I'm having a problem understanding how to preserve the order of events when consuming records from a Kinesis stream with Flink. Our setup looks like this:
In Flink, we use the Table API to consume the Kinesis stream, do some processing and write the events to a (custom) synchronous HTTP sink. The desired outcome would be that each shards processing subtask writes the events to the sink one after the other, waiting for the sink to return before writing the next event. In order to test that, we made sink functions randomly do a Thread.sleep()
for a few seconds before returning. Looking at the log output, we can now see this:
13:00:06.120 c.s.d.a.p.p.f.sinks.HttpSinkFunction - BLOCKING 802719369 {"userId":"6383449","eventTime":"2022-02-15T11:59:37.792Z","shardId":"shardId-000000000005"}
13:00:06.476 c.s.d.a.p.p.f.sinks.HttpSinkFunction - 1973378384 {"userId":"6383449","eventTime":"2022-02-15T11:59:37.792Z","shardId":"shardId-000000000005"}
The first line is from one of the blocking sinks, the second line is from a non-blocking sink. Both events are from the same user (= the same shard, see shardId in the JSON object) and have been processed a few milliseconds from each other, even though the first sink will sleep for 10 seconds after writing the log line. That also means that the results will arrive at the HTTP endpoint out of order.

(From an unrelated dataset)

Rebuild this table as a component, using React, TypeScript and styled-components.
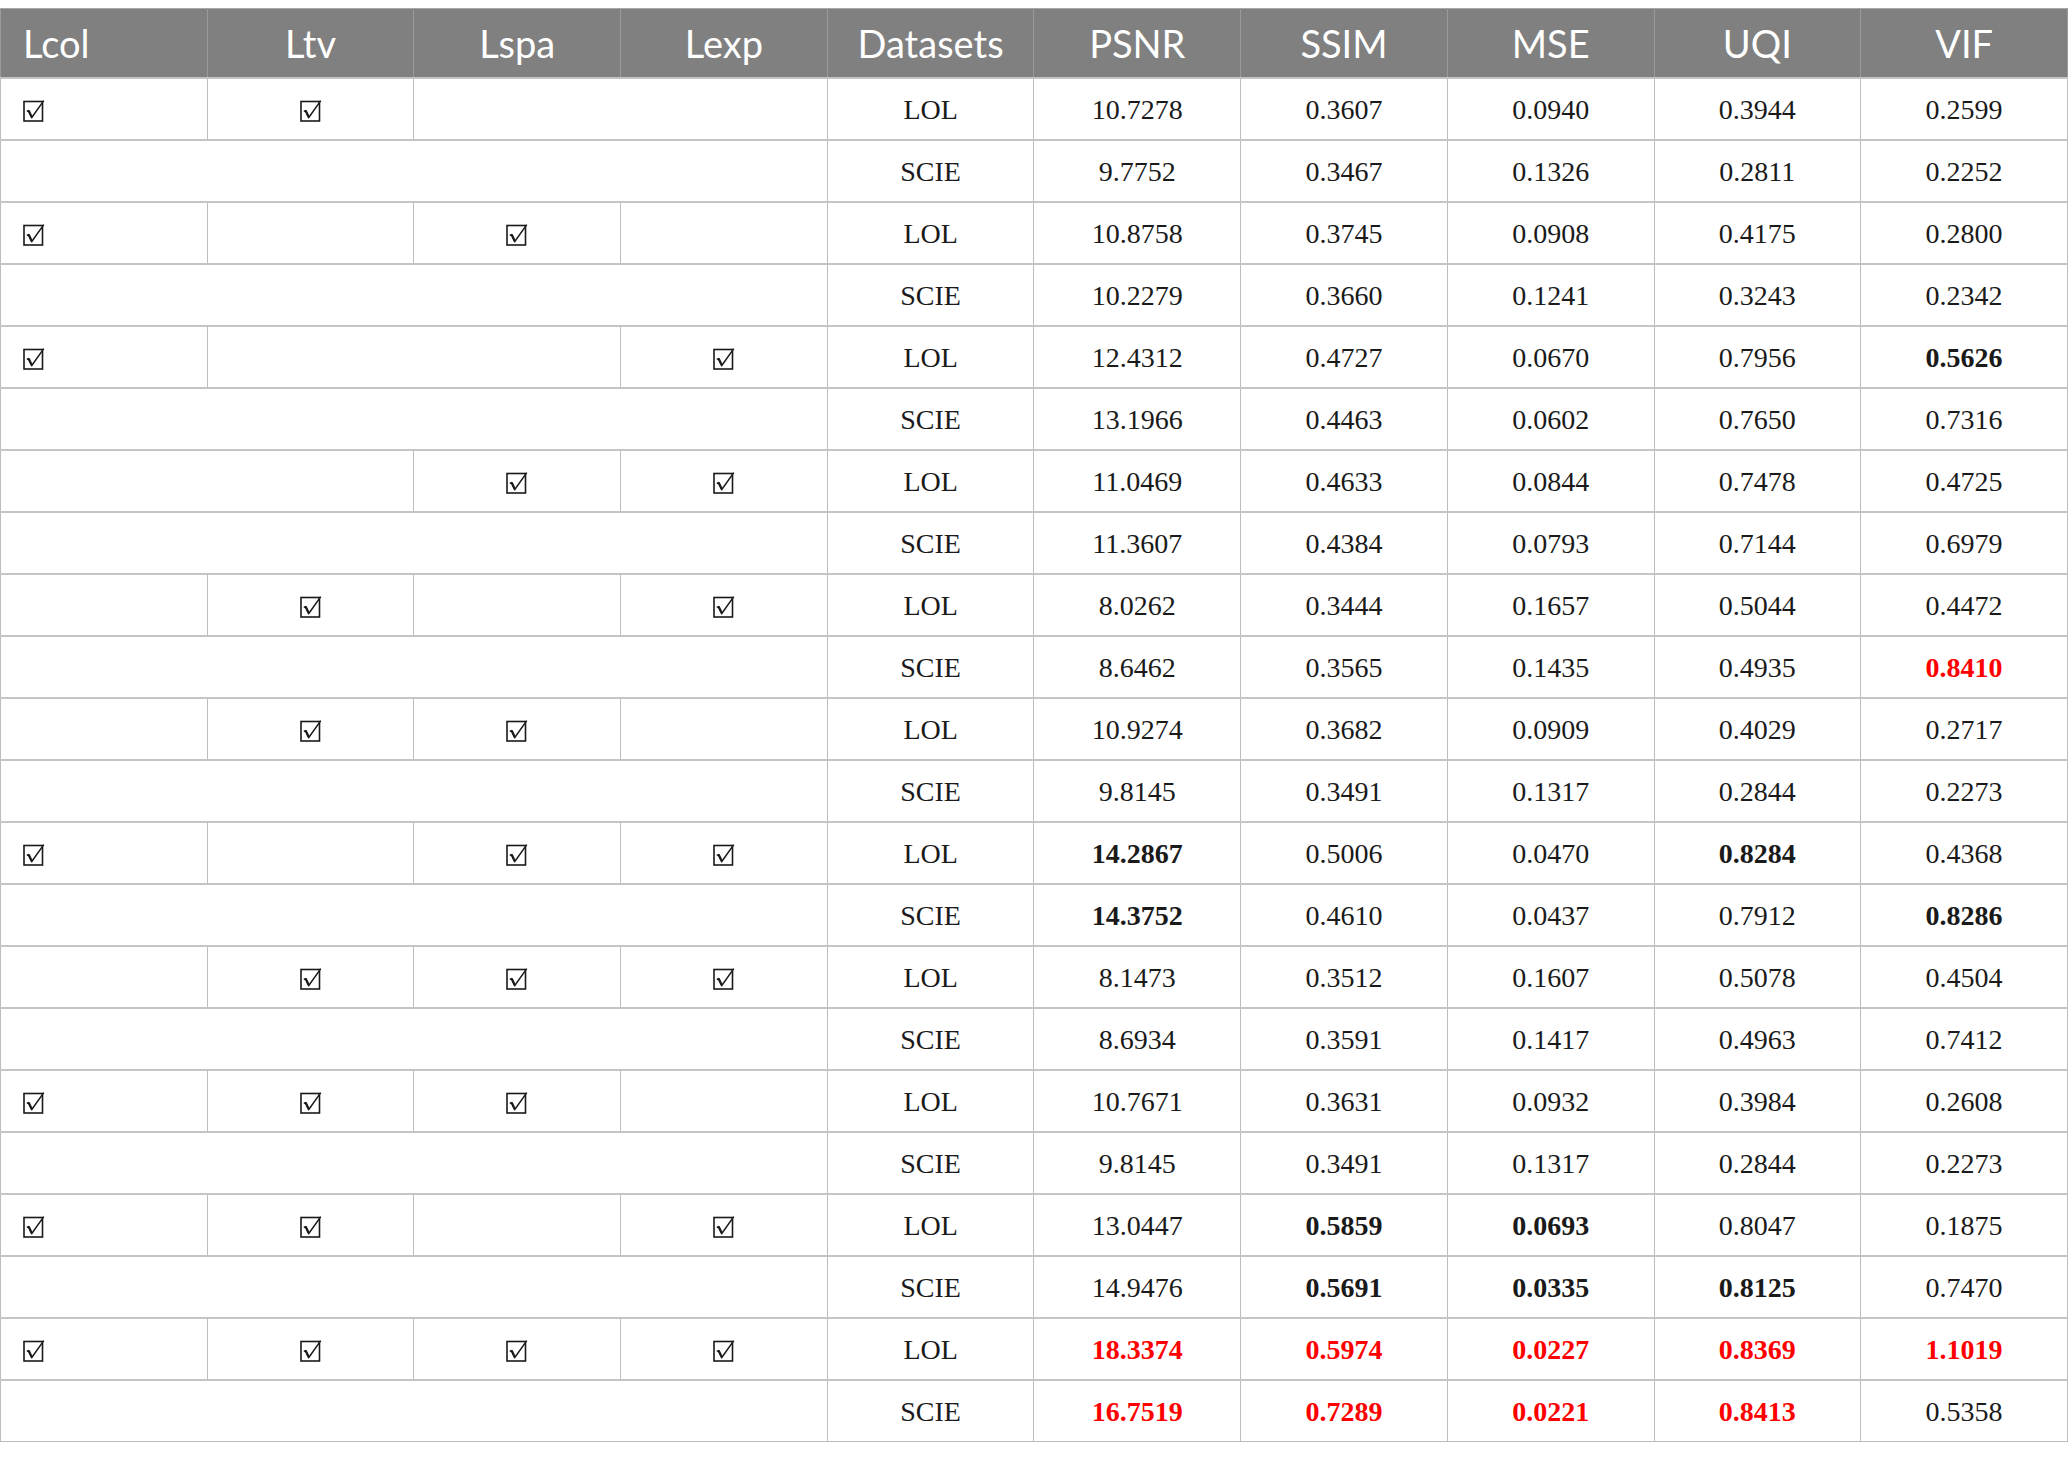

I've studied the Flink documentation on parallelism and backpressure, but I'm still not sure how to achieve the desired behaviour. Is it possible to write output to one sink function per shard at a time, so that a shard's complete processing is delayed if a sink is responding slowly?
Update: More information on the setup
First of all, we define an input table (with the Kinesis connector) and an output table (with our custom http connector). Then we create a statement set, add a couple of insert SQLs to it and execute this set. The code looks pretty much like this (with extractionSql
being a list of query strings, see below):
StatementSet statementSet = tableEnv.createStatementSet();
for (String extractionSql : extractionSqls) {
statementSet.addInsertSql(extractionSql);
}
statementSet.execute();
The insert SQLs all look pretty similar and are basically just extracting properties from the input events, there's also one window function involved (tumbling window). An example SQL looks like this:
INSERT INTO output_table
SELECT userId, 'replace', eventTime, MAP['heroLevel',payload['newLevel']], shardId
FROM input_table
WHERE `eventType` = 'LEVELUP'
The idea is, whenever an event with type 'LEVELUP' arrives, we want to send a http request to our API. Due to how the processing works later, we need to make sure that the events for a single user are being sent in order and synchronously.

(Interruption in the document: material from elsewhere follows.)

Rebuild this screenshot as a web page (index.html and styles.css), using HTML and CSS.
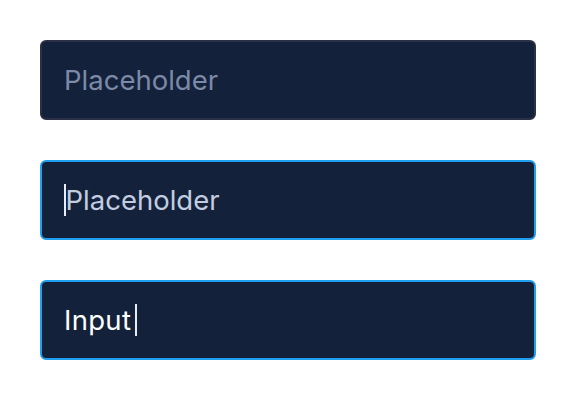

In the Flink dashboard, the resulting graph looks like this:
Given your requirements, the only way I can see to do this would be to bring all of the results for each user together so that they are written by the same instance of the sink.
Perhaps it would work to rewrite this as one large join (or union) on the user-id that you sort by timestamp. Or you might convert the results of the SQL queries into datastreams that you key by the user-id, and then implement some buffering and sorting in your custom sink.